DATA SECTION »

##############################

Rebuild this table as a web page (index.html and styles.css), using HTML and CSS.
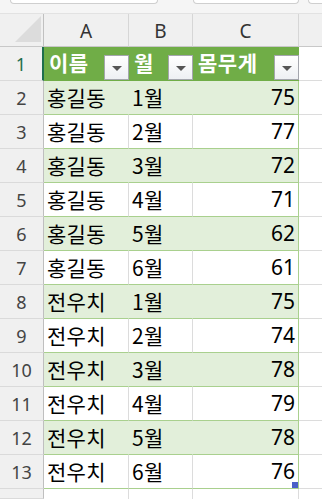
FILE: index.html
```html
<!DOCTYPE html>
<html lang="ko">
<head>
<meta charset="utf-8">
<link rel="stylesheet" href="styles.css">
</head>
<body>
<div class="app">
  <div class="topbar">
    <div class="tab tab1"></div>
    <div class="tab tab2"></div>
    <div class="tab tab3"></div>
  </div>
  <div class="sheet">
    <div class="colhdr corner"><svg width="28" height="28" viewBox="0 0 28 28"><polygon points="1,26 27,26 27,0" fill="#dcdcdc"/></svg></div>
    <div class="colhdr">A</div>
    <div class="colhdr">B</div>
    <div class="colhdr">C</div>
    <div class="colhdr last"></div>

    <div class="rowhdr active">1</div>
    <div class="th"><span>이름</span><span class="filter"><i></i></span></div>
    <div class="th"><span>월</span><span class="filter"><i></i></span></div>
    <div class="th"><span>몸무게</span><span class="filter"><i></i></span></div>
    <div class="blank"></div>

    <div class="rowhdr">2</div><div class="td band">홍길동</div><div class="td band">1월</div><div class="td band num">75</div><div class="blank"></div>
    <div class="rowhdr">3</div><div class="td">홍길동</div><div class="td">2월</div><div class="td num">77</div><div class="blank"></div>
    <div class="rowhdr">4</div><div class="td band">홍길동</div><div class="td band">3월</div><div class="td band num">72</div><div class="blank"></div>
    <div class="rowhdr">5</div><div class="td">홍길동</div><div class="td">4월</div><div class="td num">71</div><div class="blank"></div>
    <div class="rowhdr">6</div><div class="td band">홍길동</div><div class="td band">5월</div><div class="td band num">62</div><div class="blank"></div>
    <div class="rowhdr">7</div><div class="td">홍길동</div><div class="td">6월</div><div class="td num">61</div><div class="blank"></div>
    <div class="rowhdr">8</div><div class="td band">전우치</div><div class="td band">1월</div><div class="td band num">75</div><div class="blank"></div>
    <div class="rowhdr">9</div><div class="td">전우치</div><div class="td">2월</div><div class="td num">74</div><div class="blank"></div>
    <div class="rowhdr">10</div><div class="td band">전우치</div><div class="td band">3월</div><div class="td band num">78</div><div class="blank"></div>
    <div class="rowhdr">11</div><div class="td">전우치</div><div class="td">4월</div><div class="td num">79</div><div class="blank"></div>
    <div class="rowhdr">12</div><div class="td band">전우치</div><div class="td band">5월</div><div class="td band num">78</div><div class="blank"></div>
    <div class="rowhdr">13</div><div class="td">전우치</div><div class="td">6월</div><div class="td num last-cell">76<span class="handle"></span></div><div class="blank"></div>

    <div class="rowhdr"></div><div class="empty"></div><div class="empty"></div><div class="empty"></div><div class="empty noright"></div>
  </div>
</div>
</body>
</html>
```

FILE: styles.css
```css
* { box-sizing: border-box; margin: 0; padding: 0; }
html, body { width: 322px; height: 499px; overflow: hidden; background: #fff; }
body { font-family: "Noto Sans CJK KR", "Noto Sans", sans-serif; }

.app { width: 322px; height: 499px; display: flex; flex-direction: column; }

.topbar {
  height: 14px;
  background: #f5f5f5;
  border-bottom: 1px solid #e2e2e2;
  display: flex;
  align-items: flex-start;
}
.tab {
  height: 4px;
  background: #fff;
  border: 1px solid #cfcfcf;
  border-top: none;
  border-radius: 0 0 5px 5px;
}
.tab1 { margin-left: 10px; width: 148px; }
.tab2 { margin-left: 35px; width: 106px; }
.tab3 { margin-left: 9px; flex: 1; border-right: none; border-radius: 0 0 0 5px; }

.sheet {
  flex: 1;
  display: grid;
  grid-template-columns: 44px 85px 64px 106px 23px;
  grid-template-rows: 33px repeat(13, 34px) 1fr;
  position: relative;
}

.colhdr {
  background: #f0f0f0;
  border-right: 1px solid #d6d6d6;
  border-bottom: 1px solid #c8c8c8;
  display: flex;
  align-items: center;
  justify-content: center;
  font-family: "Noto Sans", "Open Sans", sans-serif;
  font-size: 19px;
  color: #333;
  padding-top: 2px;
}
.colhdr.corner { border-right: 1px solid #c0c0c0; align-items: flex-end; justify-content: flex-end; padding: 0 1px 2px 0; }
.colhdr.corner svg { display: block; }
.colhdr.last { border-right: none; }

.rowhdr {
  background: #f0f0f0;
  border-right: 1px solid #bfbfbf;
  border-bottom: 1px solid #dadada;
  display: flex;
  align-items: center;
  justify-content: center;
  font-family: "Noto Sans", "Open Sans", sans-serif;
  font-size: 18px;
  color: #444;
  padding-top: 1px;
}
.rowhdr.active { color: #1e6e4e; border-right: 2px solid #1e6e4e; }

.th {
  background: #70ad47;
  color: #fff;
  font-weight: 700;
  font-size: 21px;
  display: flex;
  align-items: center;
  justify-content: space-between;
  padding-left: 5px;
  border-bottom: 1px solid #70ad47;
}
.th span:first-child { padding-bottom: 3px; letter-spacing: 0.5px; }
.filter {
  align-self: flex-end;
  width: 25px;
  height: 25px;
  flex: none;
  border: 1px solid #a4a6ad;
  background: linear-gradient(#ffffff, #eef0f3);
  display: flex;
  align-items: center;
  justify-content: center;
}
.filter i {
  display: block;
  width: 0;
  height: 0;
  border-left: 5px solid transparent;
  border-right: 5px solid transparent;
  border-top: 5px solid #555;
  margin-top: 1px;
}

.td {
  background: #fff;
  border-bottom: 1px solid #a9d08e;
  border-right: 1px solid #dcdcdc;
  font-size: 21px;
  color: #000;
  display: flex;
  align-items: center;
  padding-left: 3px;
  padding-bottom: 2px;
  letter-spacing: 0.3px;
}
.td.band { background: #e2efda; border-right-color: #e2efda; }
.td.num {
  justify-content: flex-end;
  padding-left: 0;
  padding-right: 3px;
  font-family: "Noto Sans", "Open Sans", sans-serif;
  border-right-color: #a9d08e;
  font-size: 21px;
  letter-spacing: 0;
}
.td.last-cell { position: relative; }
.handle {
  position: absolute;
  right: 0;
  bottom: 0;
  width: 6px;
  height: 6px;
  background: #4a5fc8;
}

.blank { border-bottom: 1px solid #dcdcdc; }
.empty { border-right: 1px solid #dcdcdc; }
.empty.noright { border-right: none; }
```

##############################

WHAT YOU NEED TO DO » Filter lines by "styles" and return each hit.

THE COMPLETED TASK »
Rebuild this table as a web page (index.html and styles.css), using HTML and CSS.
<link rel="stylesheet" href="styles.css">
FILE: styles.css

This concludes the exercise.